## PROVIDED MATERIAL

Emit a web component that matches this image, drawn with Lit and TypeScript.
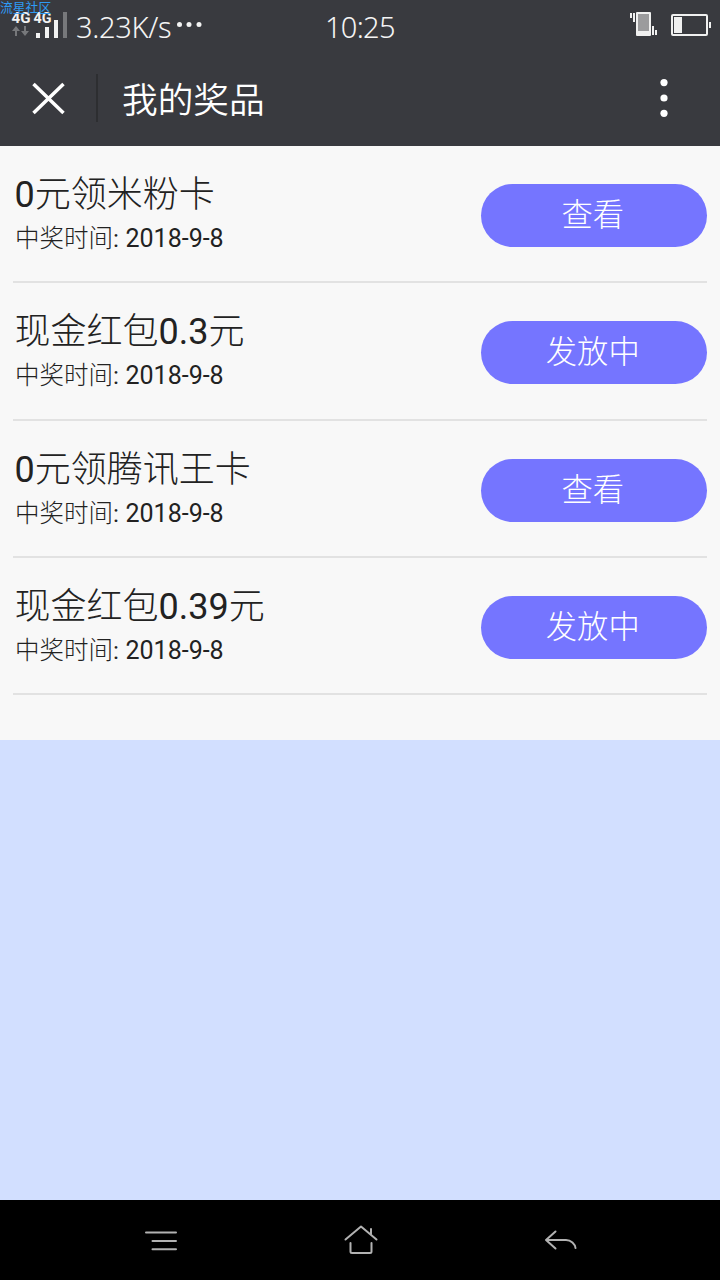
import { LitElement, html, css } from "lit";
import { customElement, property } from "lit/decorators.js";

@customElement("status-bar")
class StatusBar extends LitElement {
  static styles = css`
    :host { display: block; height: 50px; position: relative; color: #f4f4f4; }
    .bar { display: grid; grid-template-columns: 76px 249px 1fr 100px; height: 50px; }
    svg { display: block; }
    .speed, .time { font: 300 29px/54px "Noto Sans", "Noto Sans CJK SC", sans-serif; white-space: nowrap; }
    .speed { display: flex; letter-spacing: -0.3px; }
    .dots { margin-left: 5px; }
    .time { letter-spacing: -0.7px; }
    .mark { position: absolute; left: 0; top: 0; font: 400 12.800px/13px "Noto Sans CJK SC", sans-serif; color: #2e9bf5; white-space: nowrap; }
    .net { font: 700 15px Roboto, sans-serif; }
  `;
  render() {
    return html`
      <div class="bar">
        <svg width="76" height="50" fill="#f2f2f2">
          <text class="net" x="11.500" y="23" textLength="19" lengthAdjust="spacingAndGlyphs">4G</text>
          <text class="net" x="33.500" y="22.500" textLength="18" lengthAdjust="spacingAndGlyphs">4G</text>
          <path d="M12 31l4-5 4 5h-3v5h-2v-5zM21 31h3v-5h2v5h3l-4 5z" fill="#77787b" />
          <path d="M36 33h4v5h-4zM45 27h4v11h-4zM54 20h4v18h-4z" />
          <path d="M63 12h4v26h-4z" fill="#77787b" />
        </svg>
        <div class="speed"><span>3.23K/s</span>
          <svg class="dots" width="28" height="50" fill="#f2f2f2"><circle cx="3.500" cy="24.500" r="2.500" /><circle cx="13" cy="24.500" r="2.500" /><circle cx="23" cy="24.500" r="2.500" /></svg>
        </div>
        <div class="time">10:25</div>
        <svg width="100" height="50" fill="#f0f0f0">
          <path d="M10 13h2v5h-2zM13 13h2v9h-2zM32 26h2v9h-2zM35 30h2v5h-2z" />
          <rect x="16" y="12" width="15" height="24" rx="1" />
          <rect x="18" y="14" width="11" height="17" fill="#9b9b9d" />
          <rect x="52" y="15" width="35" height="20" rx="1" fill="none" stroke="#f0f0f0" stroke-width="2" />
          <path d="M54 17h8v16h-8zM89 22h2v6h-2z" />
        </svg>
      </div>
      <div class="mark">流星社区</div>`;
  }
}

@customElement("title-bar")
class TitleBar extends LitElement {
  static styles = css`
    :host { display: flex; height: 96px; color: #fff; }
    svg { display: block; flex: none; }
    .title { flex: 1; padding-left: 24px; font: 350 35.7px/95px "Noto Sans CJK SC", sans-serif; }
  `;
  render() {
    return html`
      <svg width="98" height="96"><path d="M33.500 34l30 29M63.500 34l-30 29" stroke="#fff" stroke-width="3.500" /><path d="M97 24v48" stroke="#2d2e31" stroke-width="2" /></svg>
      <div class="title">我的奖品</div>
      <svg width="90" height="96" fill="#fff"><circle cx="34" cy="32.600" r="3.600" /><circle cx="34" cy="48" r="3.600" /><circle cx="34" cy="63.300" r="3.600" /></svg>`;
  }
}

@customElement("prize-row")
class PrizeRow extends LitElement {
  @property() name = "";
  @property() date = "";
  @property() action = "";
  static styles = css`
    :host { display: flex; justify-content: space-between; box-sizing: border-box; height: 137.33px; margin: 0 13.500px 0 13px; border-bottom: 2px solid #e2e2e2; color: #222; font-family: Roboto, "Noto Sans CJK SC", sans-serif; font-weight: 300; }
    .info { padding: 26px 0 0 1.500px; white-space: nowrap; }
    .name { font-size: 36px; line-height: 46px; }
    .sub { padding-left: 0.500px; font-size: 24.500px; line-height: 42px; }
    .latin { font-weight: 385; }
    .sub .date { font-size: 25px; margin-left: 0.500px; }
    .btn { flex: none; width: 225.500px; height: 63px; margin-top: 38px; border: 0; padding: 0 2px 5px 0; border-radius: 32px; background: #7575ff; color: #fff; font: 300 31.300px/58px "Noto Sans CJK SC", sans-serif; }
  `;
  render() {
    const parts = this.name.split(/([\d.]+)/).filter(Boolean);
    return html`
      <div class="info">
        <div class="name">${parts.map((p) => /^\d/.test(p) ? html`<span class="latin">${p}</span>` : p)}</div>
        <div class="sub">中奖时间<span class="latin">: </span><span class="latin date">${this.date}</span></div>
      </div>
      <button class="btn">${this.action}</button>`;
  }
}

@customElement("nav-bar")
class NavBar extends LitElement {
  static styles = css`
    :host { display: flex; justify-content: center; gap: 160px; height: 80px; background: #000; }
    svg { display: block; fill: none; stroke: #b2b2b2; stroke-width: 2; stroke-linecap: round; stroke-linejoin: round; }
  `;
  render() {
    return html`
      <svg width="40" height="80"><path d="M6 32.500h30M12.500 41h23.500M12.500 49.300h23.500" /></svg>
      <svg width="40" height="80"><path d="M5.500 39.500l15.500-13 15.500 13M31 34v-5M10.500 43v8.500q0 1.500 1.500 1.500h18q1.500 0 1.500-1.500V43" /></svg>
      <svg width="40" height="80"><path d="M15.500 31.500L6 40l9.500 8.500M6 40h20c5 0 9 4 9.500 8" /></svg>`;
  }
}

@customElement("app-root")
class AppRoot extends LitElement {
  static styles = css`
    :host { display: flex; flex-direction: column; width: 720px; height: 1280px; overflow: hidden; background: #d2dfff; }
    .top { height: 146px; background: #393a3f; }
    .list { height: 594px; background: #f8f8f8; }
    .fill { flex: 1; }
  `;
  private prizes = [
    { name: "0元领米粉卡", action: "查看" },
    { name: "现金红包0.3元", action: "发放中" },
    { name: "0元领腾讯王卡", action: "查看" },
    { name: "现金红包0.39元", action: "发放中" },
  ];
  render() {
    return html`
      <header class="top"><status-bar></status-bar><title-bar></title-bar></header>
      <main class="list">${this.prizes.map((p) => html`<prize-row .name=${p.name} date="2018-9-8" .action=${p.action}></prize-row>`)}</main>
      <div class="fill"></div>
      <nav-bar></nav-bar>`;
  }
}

## WHAT IS BEING ASKED
Every line of the data above should be quoted exactly. Omit the pictures.

## SOLUTION
Emit a web component that matches this image, drawn with Lit and TypeScript.
import { LitElement, html, css } from "lit";
import { customElement, property } from "lit/decorators.js";

@customElement("status-bar")
class StatusBar extends LitElement {
  static styles = css`
    :host { display: block; height: 50px; position: relative; color: #f4f4f4; }
    .bar { display: grid; grid-template-columns: 76px 249px 1fr 100px; height: 50px; }
    svg { display: block; }
    .speed, .time { font: 300 29px/54px "Noto Sans", "Noto Sans CJK SC", sans-serif; white-space: nowrap; }
    .speed { display: flex; letter-spacing: -0.3px; }
    .dots { margin-left: 5px; }
    .time { letter-spacing: -0.7px; }
    .mark { position: absolute; left: 0; top: 0; font: 400 12.800px/13px "Noto Sans CJK SC", sans-serif; color: #2e9bf5; white-space: nowrap; }
    .net { font: 700 15px Roboto, sans-serif; }
  `;
  render() {
    return html`
      <div class="bar">
        <svg width="76" height="50" fill="#f2f2f2">
          <text class="net" x="11.500" y="23" textLength="19" lengthAdjust="spacingAndGlyphs">4G</text>
          <text class="net" x="33.500" y="22.500" textLength="18" lengthAdjust="spacingAndGlyphs">4G</text>
          <path d="M12 31l4-5 4 5h-3v5h-2v-5zM21 31h3v-5h2v5h3l-4 5z" fill="#77787b" />
          <path d="M36 33h4v5h-4zM45 27h4v11h-4zM54 20h4v18h-4z" />
          <path d="M63 12h4v26h-4z" fill="#77787b" />
        </svg>
        <div class="speed"><span>3.23K/s</span>
          <svg class="dots" width="28" height="50" fill="#f2f2f2"><circle cx="3.500" cy="24.500" r="2.500" /><circle cx="13" cy="24.500" r="2.500" /><circle cx="23" cy="24.500" r="2.500" /></svg>
        </div>
        <div class="time">10:25</div>
        <svg width="100" height="50" fill="#f0f0f0">
          <path d="M10 13h2v5h-2zM13 13h2v9h-2zM32 26h2v9h-2zM35 30h2v5h-2z" />
          <rect x="16" y="12" width="15" height="24" rx="1" />
          <rect x="18" y="14" width="11" height="17" fill="#9b9b9d" />
          <rect x="52" y="15" width="35" height="20" rx="1" fill="none" stroke="#f0f0f0" stroke-width="2" />
          <path d="M54 17h8v16h-8zM89 22h2v6h-2z" />
        </svg>
      </div>
      <div class="mark">流星社区</div>`;
  }
}

@customElement("title-bar")
class TitleBar extends LitElement {
  static styles = css`
    :host { display: flex; height: 96px; color: #fff; }
    svg { display: block; flex: none; }
    .title { flex: 1; padding-left: 24px; font: 350 35.7px/95px "Noto Sans CJK SC", sans-serif; }
  `;
  render() {
    return html`
      <svg width="98" height="96"><path d="M33.500 34l30 29M63.500 34l-30 29" stroke="#fff" stroke-width="3.500" /><path d="M97 24v48" stroke="#2d2e31" stroke-width="2" /></svg>
      <div class="title">我的奖品</div>
      <svg width="90" height="96" fill="#fff"><circle cx="34" cy="32.600" r="3.600" /><circle cx="34" cy="48" r="3.600" /><circle cx="34" cy="63.300" r="3.600" /></svg>`;
  }
}

@customElement("prize-row")
class PrizeRow extends LitElement {
  @property() name = "";
  @property() date = "";
  @property() action = "";
  static styles = css`
    :host { display: flex; justify-content: space-between; box-sizing: border-box; height: 137.33px; margin: 0 13.500px 0 13px; border-bottom: 2px solid #e2e2e2; color: #222; font-family: Roboto, "Noto Sans CJK SC", sans-serif; font-weight: 300; }
    .info { padding: 26px 0 0 1.500px; white-space: nowrap; }
    .name { font-size: 36px; line-height: 46px; }
    .sub { padding-left: 0.500px; font-size: 24.500px; line-height: 42px; }
    .latin { font-weight: 385; }
    .sub .date { font-size: 25px; margin-left: 0.500px; }
    .btn { flex: none; width: 225.500px; height: 63px; margin-top: 38px; border: 0; padding: 0 2px 5px 0; border-radius: 32px; background: #7575ff; color: #fff; font: 300 31.300px/58px "Noto Sans CJK SC", sans-serif; }
  `;
  render() {
    const parts = this.name.split(/([\d.]+)/).filter(Boolean);
    return html`
      <div class="info">
        <div class="name">${parts.map((p) => /^\d/.test(p) ? html`<span class="latin">${p}</span>` : p)}</div>
        <div class="sub">中奖时间<span class="latin">: </span><span class="latin date">${this.date}</span></div>
      </div>
      <button class="btn">${this.action}</button>`;
  }
}

@customElement("nav-bar")
class NavBar extends LitElement {
  static styles = css`
    :host { display: flex; justify-content: center; gap: 160px; height: 80px; background: #000; }
    svg { display: block; fill: none; stroke: #b2b2b2; stroke-width: 2; stroke-linecap: round; stroke-linejoin: round; }
  `;
  render() {
    return html`
      <svg width="40" height="80"><path d="M6 32.500h30M12.500 41h23.500M12.500 49.300h23.500" /></svg>
      <svg width="40" height="80"><path d="M5.500 39.500l15.500-13 15.500 13M31 34v-5M10.500 43v8.500q0 1.500 1.500 1.500h18q1.500 0 1.500-1.500V43" /></svg>
      <svg width="40" height="80"><path d="M15.500 31.500L6 40l9.500 8.500M6 40h20c5 0 9 4 9.500 8" /></svg>`;
  }
}

@customElement("app-root")
class AppRoot extends LitElement {
  static styles = css`
    :host { display: flex; flex-direction: column; width: 720px; height: 1280px; overflow: hidden; background: #d2dfff; }
    .top { height: 146px; background: #393a3f; }
    .list { height: 594px; background: #f8f8f8; }
    .fill { flex: 1; }
  `;
  private prizes = [
    { name: "0元领米粉卡", action: "查看" },
    { name: "现金红包0.3元", action: "发放中" },
    { name: "0元领腾讯王卡", action: "查看" },
    { name: "现金红包0.39元", action: "发放中" },
  ];
  render() {
    return html`
      <header class="top"><status-bar></status-bar><title-bar></title-bar></header>
      <main class="list">${this.prizes.map((p) => html`<prize-row .name=${p.name} date="2018-9-8" .action=${p.action}></prize-row>`)}</main>
      <div class="fill"></div>
      <nav-bar></nav-bar>`;
  }
}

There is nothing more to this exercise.